→ **SHORT TASK**: List each line in which the string "that" appears.
>> Start DATA SHOWN
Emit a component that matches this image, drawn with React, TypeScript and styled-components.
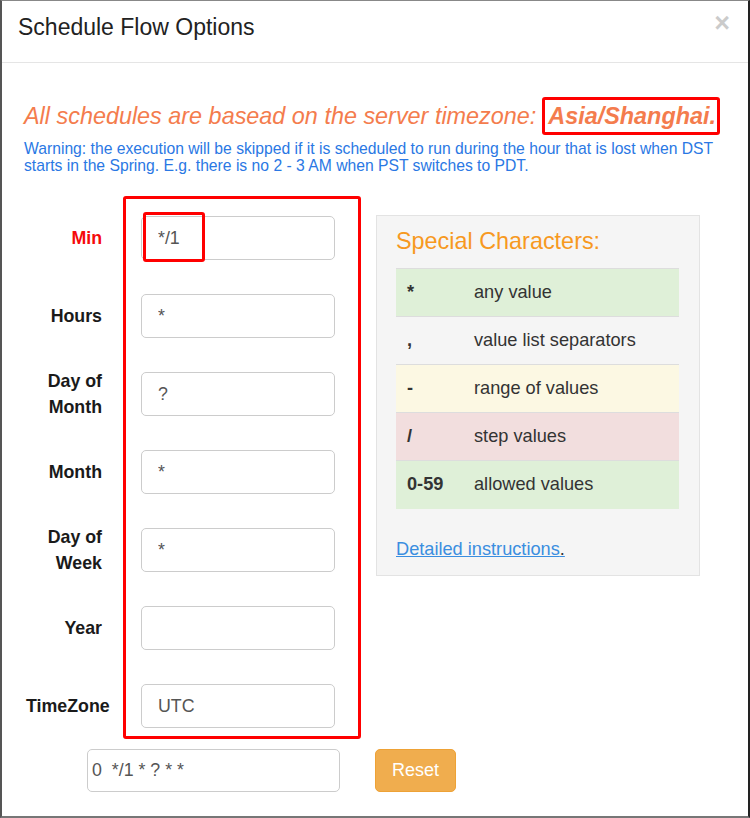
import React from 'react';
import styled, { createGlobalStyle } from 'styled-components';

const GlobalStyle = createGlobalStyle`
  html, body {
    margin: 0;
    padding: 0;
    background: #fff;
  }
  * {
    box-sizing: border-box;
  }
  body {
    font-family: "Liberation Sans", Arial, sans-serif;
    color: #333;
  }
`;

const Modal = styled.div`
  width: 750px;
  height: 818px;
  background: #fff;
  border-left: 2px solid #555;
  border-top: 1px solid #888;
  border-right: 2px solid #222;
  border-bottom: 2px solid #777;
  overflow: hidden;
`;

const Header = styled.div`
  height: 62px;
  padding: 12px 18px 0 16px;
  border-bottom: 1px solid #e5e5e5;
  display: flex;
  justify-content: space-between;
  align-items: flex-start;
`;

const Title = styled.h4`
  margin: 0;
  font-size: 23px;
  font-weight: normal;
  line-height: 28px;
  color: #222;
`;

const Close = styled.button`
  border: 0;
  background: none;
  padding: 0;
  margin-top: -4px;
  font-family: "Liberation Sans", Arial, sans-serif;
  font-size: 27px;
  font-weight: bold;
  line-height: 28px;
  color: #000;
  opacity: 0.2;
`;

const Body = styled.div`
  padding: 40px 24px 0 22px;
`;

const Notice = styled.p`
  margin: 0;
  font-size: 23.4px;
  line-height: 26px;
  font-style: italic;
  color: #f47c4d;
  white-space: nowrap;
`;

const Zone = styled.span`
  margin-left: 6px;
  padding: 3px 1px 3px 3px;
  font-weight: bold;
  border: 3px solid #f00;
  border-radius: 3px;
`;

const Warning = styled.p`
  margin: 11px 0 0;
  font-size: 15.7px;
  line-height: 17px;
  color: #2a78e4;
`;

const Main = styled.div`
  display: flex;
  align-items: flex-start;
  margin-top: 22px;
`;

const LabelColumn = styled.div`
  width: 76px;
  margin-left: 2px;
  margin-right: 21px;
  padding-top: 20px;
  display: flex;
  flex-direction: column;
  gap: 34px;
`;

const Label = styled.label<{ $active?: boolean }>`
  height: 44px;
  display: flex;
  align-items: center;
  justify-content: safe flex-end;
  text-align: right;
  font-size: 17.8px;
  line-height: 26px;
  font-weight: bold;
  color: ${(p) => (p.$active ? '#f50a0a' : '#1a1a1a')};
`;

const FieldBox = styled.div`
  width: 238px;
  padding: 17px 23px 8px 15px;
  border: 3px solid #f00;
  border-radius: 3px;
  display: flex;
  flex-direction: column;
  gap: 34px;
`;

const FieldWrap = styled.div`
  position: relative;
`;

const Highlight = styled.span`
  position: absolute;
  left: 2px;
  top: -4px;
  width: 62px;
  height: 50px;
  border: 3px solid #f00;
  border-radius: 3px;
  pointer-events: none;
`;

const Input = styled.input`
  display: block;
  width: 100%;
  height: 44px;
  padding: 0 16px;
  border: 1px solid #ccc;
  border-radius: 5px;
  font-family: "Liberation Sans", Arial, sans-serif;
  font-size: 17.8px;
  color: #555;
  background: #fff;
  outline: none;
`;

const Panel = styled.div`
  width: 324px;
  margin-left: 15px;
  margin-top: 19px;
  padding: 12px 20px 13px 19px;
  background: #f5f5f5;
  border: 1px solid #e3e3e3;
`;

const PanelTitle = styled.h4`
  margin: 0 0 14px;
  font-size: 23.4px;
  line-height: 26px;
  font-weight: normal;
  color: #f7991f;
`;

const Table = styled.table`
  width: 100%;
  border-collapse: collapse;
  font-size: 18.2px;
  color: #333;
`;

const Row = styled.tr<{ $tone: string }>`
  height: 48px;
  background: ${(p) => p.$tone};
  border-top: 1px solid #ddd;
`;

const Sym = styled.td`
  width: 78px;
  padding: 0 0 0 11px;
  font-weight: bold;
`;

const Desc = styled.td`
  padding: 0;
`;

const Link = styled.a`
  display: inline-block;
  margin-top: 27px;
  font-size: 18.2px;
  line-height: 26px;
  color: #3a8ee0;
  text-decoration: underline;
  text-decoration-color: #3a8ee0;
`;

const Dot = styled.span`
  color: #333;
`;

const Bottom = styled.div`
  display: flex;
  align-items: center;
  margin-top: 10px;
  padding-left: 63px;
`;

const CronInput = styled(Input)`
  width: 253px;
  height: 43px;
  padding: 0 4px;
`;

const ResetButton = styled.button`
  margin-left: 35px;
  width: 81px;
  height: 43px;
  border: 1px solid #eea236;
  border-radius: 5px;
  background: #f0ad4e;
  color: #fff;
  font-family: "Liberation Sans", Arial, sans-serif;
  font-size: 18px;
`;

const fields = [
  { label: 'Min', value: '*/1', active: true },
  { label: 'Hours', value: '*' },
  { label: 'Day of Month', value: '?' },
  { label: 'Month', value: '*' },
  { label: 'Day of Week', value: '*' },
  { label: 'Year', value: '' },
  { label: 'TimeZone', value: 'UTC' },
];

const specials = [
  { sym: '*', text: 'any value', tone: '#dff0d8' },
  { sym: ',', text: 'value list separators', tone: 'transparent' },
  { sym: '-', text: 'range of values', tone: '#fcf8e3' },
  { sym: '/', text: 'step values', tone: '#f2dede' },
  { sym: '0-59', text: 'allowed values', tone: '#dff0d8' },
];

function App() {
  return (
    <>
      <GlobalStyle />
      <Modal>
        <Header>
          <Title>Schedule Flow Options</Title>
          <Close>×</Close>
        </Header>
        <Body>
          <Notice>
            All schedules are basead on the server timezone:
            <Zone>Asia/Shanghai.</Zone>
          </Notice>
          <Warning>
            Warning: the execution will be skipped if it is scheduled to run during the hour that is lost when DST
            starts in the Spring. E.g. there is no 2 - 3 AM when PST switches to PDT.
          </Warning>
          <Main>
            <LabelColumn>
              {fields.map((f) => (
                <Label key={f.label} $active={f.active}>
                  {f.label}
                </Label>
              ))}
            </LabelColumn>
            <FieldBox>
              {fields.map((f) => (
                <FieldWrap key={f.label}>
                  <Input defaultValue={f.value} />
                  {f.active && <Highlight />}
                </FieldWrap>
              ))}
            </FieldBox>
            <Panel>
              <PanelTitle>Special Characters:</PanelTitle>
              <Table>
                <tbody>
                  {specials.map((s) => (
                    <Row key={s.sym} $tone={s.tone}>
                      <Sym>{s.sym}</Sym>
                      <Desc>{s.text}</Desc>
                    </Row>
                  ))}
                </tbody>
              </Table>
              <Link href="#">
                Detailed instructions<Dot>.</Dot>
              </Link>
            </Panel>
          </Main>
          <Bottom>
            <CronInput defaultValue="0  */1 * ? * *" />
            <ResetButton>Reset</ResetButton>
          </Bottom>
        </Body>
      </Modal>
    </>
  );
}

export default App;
>> End DATA SHOWN
>> Start DATA SHOWN
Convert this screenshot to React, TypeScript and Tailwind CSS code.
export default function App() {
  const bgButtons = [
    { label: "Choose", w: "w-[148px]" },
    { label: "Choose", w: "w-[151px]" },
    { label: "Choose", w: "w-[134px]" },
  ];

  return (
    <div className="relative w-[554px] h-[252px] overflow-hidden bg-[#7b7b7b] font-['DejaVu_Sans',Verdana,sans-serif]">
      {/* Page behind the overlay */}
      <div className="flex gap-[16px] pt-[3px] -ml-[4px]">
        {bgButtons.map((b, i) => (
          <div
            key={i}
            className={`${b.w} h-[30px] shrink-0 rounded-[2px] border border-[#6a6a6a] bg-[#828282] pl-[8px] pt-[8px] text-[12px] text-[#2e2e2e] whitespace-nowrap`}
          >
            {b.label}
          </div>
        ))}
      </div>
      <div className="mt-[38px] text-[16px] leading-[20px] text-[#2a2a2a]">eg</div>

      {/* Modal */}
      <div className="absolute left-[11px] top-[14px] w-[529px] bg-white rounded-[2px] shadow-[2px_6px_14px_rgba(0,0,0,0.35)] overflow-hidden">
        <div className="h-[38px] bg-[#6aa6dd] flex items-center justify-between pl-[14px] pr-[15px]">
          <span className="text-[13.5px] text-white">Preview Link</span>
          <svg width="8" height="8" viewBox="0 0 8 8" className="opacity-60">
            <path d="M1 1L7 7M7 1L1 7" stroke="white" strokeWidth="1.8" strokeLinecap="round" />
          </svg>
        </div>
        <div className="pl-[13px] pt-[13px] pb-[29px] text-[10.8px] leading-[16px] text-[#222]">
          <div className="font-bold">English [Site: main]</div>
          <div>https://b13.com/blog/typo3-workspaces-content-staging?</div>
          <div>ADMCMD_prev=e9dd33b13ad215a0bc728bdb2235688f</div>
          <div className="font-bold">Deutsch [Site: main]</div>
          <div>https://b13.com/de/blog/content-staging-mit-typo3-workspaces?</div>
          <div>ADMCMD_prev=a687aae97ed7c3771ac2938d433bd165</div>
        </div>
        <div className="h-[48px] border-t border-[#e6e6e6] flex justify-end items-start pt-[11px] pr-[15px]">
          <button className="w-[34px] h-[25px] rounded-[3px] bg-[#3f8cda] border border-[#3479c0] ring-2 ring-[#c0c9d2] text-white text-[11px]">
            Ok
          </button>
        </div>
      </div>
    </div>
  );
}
>> End DATA SHOWN
→ **FINAL ANSWER**:
Emit a component that matches this image, drawn with React, TypeScript and styled-components.
            Warning: the execution will be skipped if it is scheduled to run during the hour that is lost when DST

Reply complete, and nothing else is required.